Sure, there are some outliers, and some anecdotal evidence of it. South Carolina is treated very kindly by SEC voters, and Utah gets similar special treatment from Pac-10 voters. But the yellow and orange, the red and green, and the average delta, don't lie. There are 12 teams with negative delta and 13 with positive, and the average is a very small number. It's pretty strongly suggestive of a random distribution, even to this D- scholar in statistics. What I expected to see was a consistent pattern of small positive differences between a team's average rank in all ballots and their average rank in home region ballots, not a near-random bell curve-ish distribution.
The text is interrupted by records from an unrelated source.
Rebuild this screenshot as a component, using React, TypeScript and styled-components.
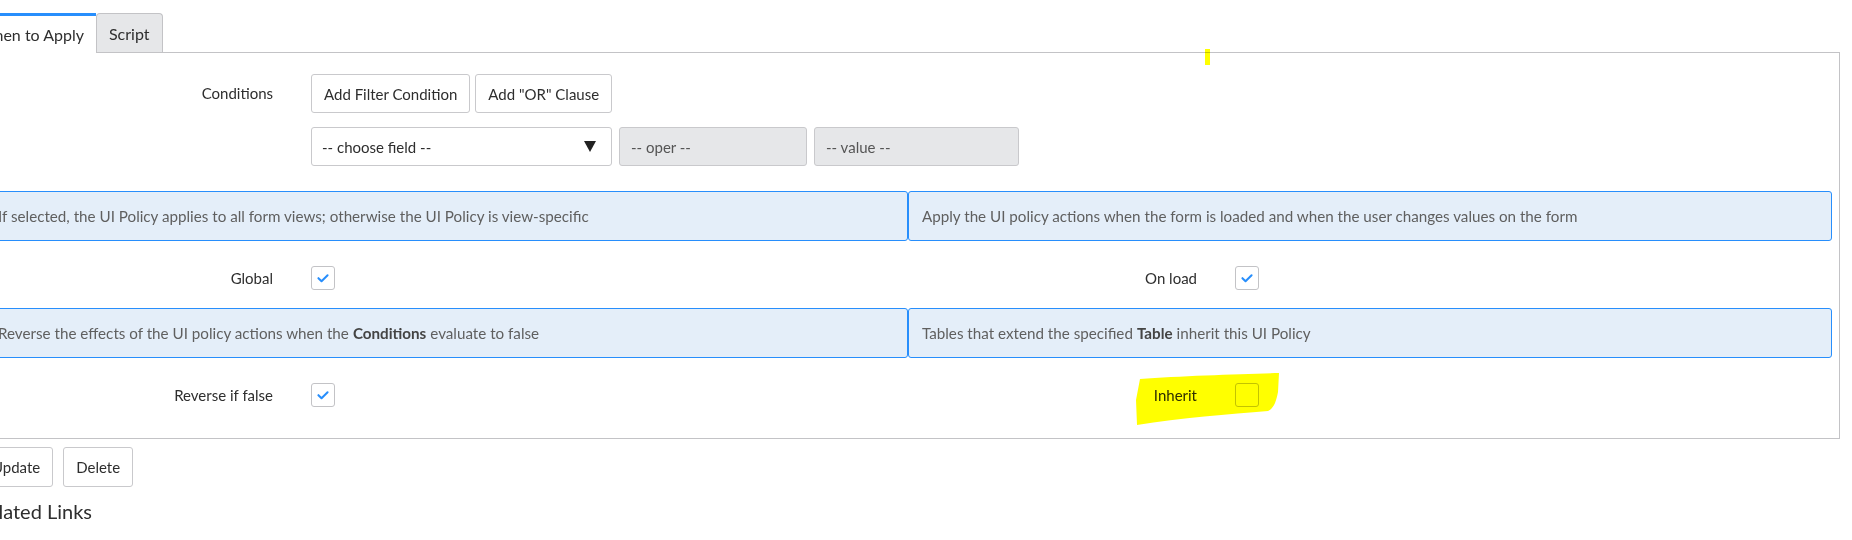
import React from 'react';
import styled, { createGlobalStyle } from 'styled-components';

const GlobalStyle = createGlobalStyle`
  html, body {
    margin: 0;
    padding: 0;
    background: #fff;
    overflow: hidden;
  }
  body {
    font-family: Lato, "Open Sans", Arial, sans-serif;
    color: #2e2e2e;
  }
`;

const BLUE = '#278efc';

type Field = {
  info: React.ReactNode;
  label: string;
  checked: boolean;
};

const leftFields: Field[] = [
  {
    info: 'If selected, the UI Policy applies to all form views; otherwise the UI Policy is view-specific',
    label: 'Global',
    checked: true,
  },
  {
    info: (
      <>
        Reverse the effects of the UI policy actions when the <b>Conditions</b> evaluate to false
      </>
    ),
    label: 'Reverse if false',
    checked: true,
  },
];

const rightFields: Field[] = [
  {
    info: 'Apply the UI policy actions when the form is loaded and when the user changes values on the form',
    label: 'On load',
    checked: true,
  },
  {
    info: (
      <>
        Tables that extend the specified <b>Table</b> inherit this UI Policy
      </>
    ),
    label: 'Inherit',
    checked: false,
  },
];

function Checkbox({ checked }: { checked: boolean }) {
  return (
    <Box>
      {checked && (
        <svg width="24" height="24" viewBox="0 0 24 24">
          <path d="M7 12.2l3.4 3.4L17 9" fill="none" stroke={BLUE} strokeWidth="2.2" strokeLinecap="round" strokeLinejoin="round" />
        </svg>
      )}
    </Box>
  );
}

function FieldColumn({ fields }: { fields: Field[] }) {
  return (
    <Column>
      {fields.map((f) => (
        <React.Fragment key={f.label}>
          <InfoBox>{f.info}</InfoBox>
          <CheckRow>
            <FieldLabel>{f.label}</FieldLabel>
            <Checkbox checked={f.checked} />
          </CheckRow>
        </React.Fragment>
      ))}
    </Column>
  );
}

export default function App() {
  return (
    <Page>
      <GlobalStyle />
      <TabBar>
        <Tab $active>When to Apply</Tab>
        <Tab>Script</Tab>
      </TabBar>
      <Panel>
        <ConditionsRow>
          <FieldLabel>Conditions</FieldLabel>
          <Controls>
            <ButtonRow>
              <Button>Add Filter Condition</Button>
              <Button>Add "OR" Clause</Button>
            </ButtonRow>
            <FilterRow>
              <SelectBox>
                -- choose field --
                <svg width="12" height="11" viewBox="0 0 12 11">
                  <path d="M0 0h12L6 11z" fill="#222" />
                </svg>
              </SelectBox>
              <DisabledBox $width={188}>-- oper --</DisabledBox>
              <DisabledBox $width={205}>-- value --</DisabledBox>
            </FilterRow>
          </Controls>
        </ConditionsRow>
        <TwoCol>
          <FieldColumn fields={leftFields} />
          <FieldColumn fields={rightFields} />
        </TwoCol>
      </Panel>
      <ActionRow>
        <Button $tall>Update</Button>
        <Button $tall>Delete</Button>
      </ActionRow>
      <Heading>Related Links</Heading>
      <LinkRow>
        <Link>Show Related Policies</Link>
        <Link>Run Policy</Link>
      </LinkRow>
      <Marker width="1900" height="540" viewBox="0 0 1900 540">
        <g transform="translate(24 0)" fill="#ffff00">
          <rect x="1205" y="49" width="5" height="16" />
          <path d="M1140 379 C1180 376 1240 374 1279 373 L1278 392 C1276 402 1274 408 1268 411 C1230 414 1180 418 1137 425 L1136 400 Z" />
        </g>
      </Marker>
    </Page>
  );
}

const Page = styled.div`
  position: relative;
  width: 1864px;
  margin-left: -24px;
  height: 540px;
  overflow: hidden;
  font-size: 15px;
`;

const TabBar = styled.div`
  display: flex;
  align-items: flex-start;
  height: 40px;
  margin-top: 13px;
  margin-bottom: -1px;
  position: relative;
  z-index: 1;
`;

const Tab = styled.div<{ $active?: boolean }>`
  box-sizing: border-box;
  display: flex;
  align-items: center;
  font-size: 16px;
  padding: 0 12px;
  color: #2e2e2e;
  ${(p) =>
    p.$active
      ? `
    height: 40px;
    background: #fff;
    border-top: 3px solid ${BLUE};
    border-bottom: 1px solid #fff;
    padding-left: 0;
    margin-left: 2px;
  `
      : `
    height: 39px;
    background: #e6e7e9;
    border: 1px solid #c3c3c6;
    border-bottom: none;
    border-radius: 4px 4px 0 0;
  `}
`;

const Panel = styled.div`
  box-sizing: border-box;
  width: 1864px;
  border: 1px solid #c3c3c6;
  padding: 21px 7px 13px;
`;

const ConditionsRow = styled.div`
  display: grid;
  grid-template-columns: 327px 1fr;
`;

const FieldLabel = styled.div`
  box-sizing: border-box;
  width: 327px;
  padding-right: 38px;
  text-align: right;
  font-size: 15px;
  color: #2e2e2e;
  line-height: 39px;
`;

const Controls = styled.div`
  display: flex;
  flex-direction: column;
  gap: 14px;
`;

const ButtonRow = styled.div`
  display: flex;
  gap: 5px;
`;

const Button = styled.button<{ $tall?: boolean }>`
  box-sizing: border-box;
  height: ${(p) => (p.$tall ? 40 : 39)}px;
  padding: 0 12px;
  background: #fff;
  border: 1px solid #c9c9cc;
  border-radius: 3px;
  font-family: inherit;
  font-size: 15px;
  color: #2e2e2e;
`;

const FilterRow = styled.div`
  display: flex;
  gap: 7px;
`;

const SelectBox = styled.div`
  box-sizing: border-box;
  width: 301px;
  height: 39px;
  display: flex;
  align-items: center;
  justify-content: space-between;
  padding: 0 15px 0 10px;
  border: 1px solid #c9c9cc;
  border-radius: 3px;
  background: #fff;
  color: #2e2e2e;
`;

const DisabledBox = styled.div<{ $width: number }>`
  box-sizing: border-box;
  width: ${(p) => p.$width}px;
  height: 39px;
  display: flex;
  align-items: center;
  padding: 0 11px;
  border: 1px solid #c9c9cc;
  border-radius: 3px;
  background: #e6e7e9;
  color: #555;
`;

const TwoCol = styled.div`
  display: grid;
  grid-template-columns: 924px 924px;
  margin-top: 25px;
`;

const Column = styled.div`
  display: flex;
  flex-direction: column;
`;

const InfoBox = styled.div`
  box-sizing: border-box;
  height: 50px;
  display: flex;
  align-items: center;
  padding: 0 13px;
  background: #e4eef9;
  border: 1px solid ${BLUE};
  border-radius: 3px;
  color: #5f5f5f;
  font-size: 15.2px;

  b {
    font-weight: 700;
    color: #444;
    margin: 0 4px;
  }
`;

const CheckRow = styled.div`
  box-sizing: border-box;
  height: 67px;
  display: flex;
  align-items: center;
  padding: 7px 0 0;
`;

const Box = styled.div`
  box-sizing: border-box;
  width: 24px;
  height: 24px;
  border: 1px solid #c3c3c6;
  border-radius: 3px;
  background: #fff;
  display: flex;
  align-items: center;
  justify-content: center;

  svg {
    display: block;
  }
`;

const ActionRow = styled.div`
  display: flex;
  gap: 10px;
  margin-top: 8px;
  padding-left: 3px;
`;

const Heading = styled.h2`
  margin: 9px 0 0;
  font-size: 20px;
  font-weight: 400;
  line-height: 30px;
  color: #2e2e2e;
`;

const LinkRow = styled.div`
  display: flex;
  gap: 24px;
  margin-top: 11px;
  font-size: 15px;
  line-height: 20px;
`;

const Link = styled.a`
  color: ${BLUE};
`;

const Marker = styled.svg`
  position: absolute;
  left: 0;
  top: 0;
  pointer-events: none;
  mix-blend-mode: multiply;
`;
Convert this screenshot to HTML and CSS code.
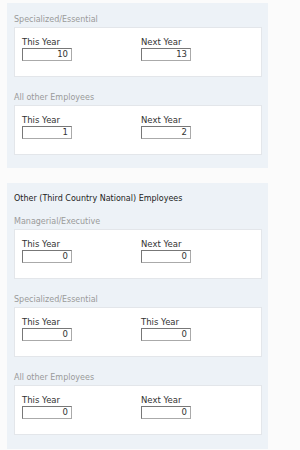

Even so, there are enough signs of regional bias creeping into certain elements of the poll that make this worth watching. And one week, as I said, is a really lame sample size. So I do intend to make this an every-week thing. I say "intend to" rather than "will" because I "intend" to do a lot of things that don't happen. But this is the kind of worthy project that I'm pretty good about sticking with.

1 comment:

Winfield Featherston said...

It's all in the name. The name "Notre Dame", "USC" [insert SEC team] goes a lot farther than anyone else. When you hear "Alabama vs. Tennesee" what's your initial thought? "That's gonna be a good game!" When in fact, its going to be a massacre because the Vols suck.